Agility Robotics, based in Salem, Oregon, announced Wednesday a planned merger with an investment firm that will value the company at $2.5 billion as it becomes the first publicly traded company entirely devoted to building and selling humanoids.

Its competitors include Tesla, whose CEO Elon Musk has pitched its humanoid prototype Optimus as the future of the carmaker.

Designed to pick up and move heavy bins and totes, Agility's product line, called Digit, is the “first humanoid robot employed and commercially operational in warehouse and industrial facilities,” said Michael Klein, co-founder and chairman of Churchill Capital Group, which runs the special-purpose acquisition company that intends to merge with Agility by the end of the year.
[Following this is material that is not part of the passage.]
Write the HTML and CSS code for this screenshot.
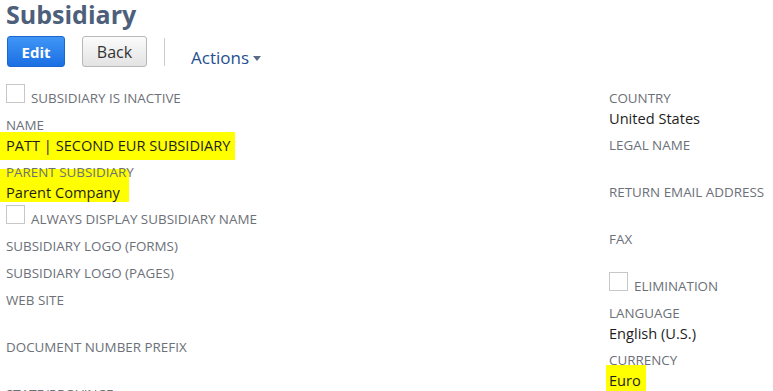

Klein said on an investor call Wednesday that the company has backing from Amazon, Nvidia, SoftBank and Taiwanese electronics manufacturer Foxconn. Its early customers include Toyota, industrial parts supplier Schaeffler, and Mercado Libre, the Latin American e-commerce giant.

While Agility describes its robot as a humanoid, the company's co-founder and chief robot officer Jonathan Hurst told investors Wednesday that “we’ve never set out to build a machine that looks like a person.” Unlike other humanoids, like Tesla's Optimus, Digit's legs are more birdlike than human in a design that's meant to better fit the work they do. Its hands are more like grippers or claws.

Agility CEO Peggy Johnson said Digit specializes in manual labor that for humans would be repetitive, dirty and prone to injury.

“The demand here is large and increasing,” she said on an investor call. “We have companies reshoring production, older workers retiring, and younger generations just not opting for these types of menial jobs.”

While earlier generations of industrial robots are typically so large and fast-moving that they must be fenced off from human workers, Hurst said upcoming versions of Digit will be able to work alongside humans in warehouses and manufacturing facilities.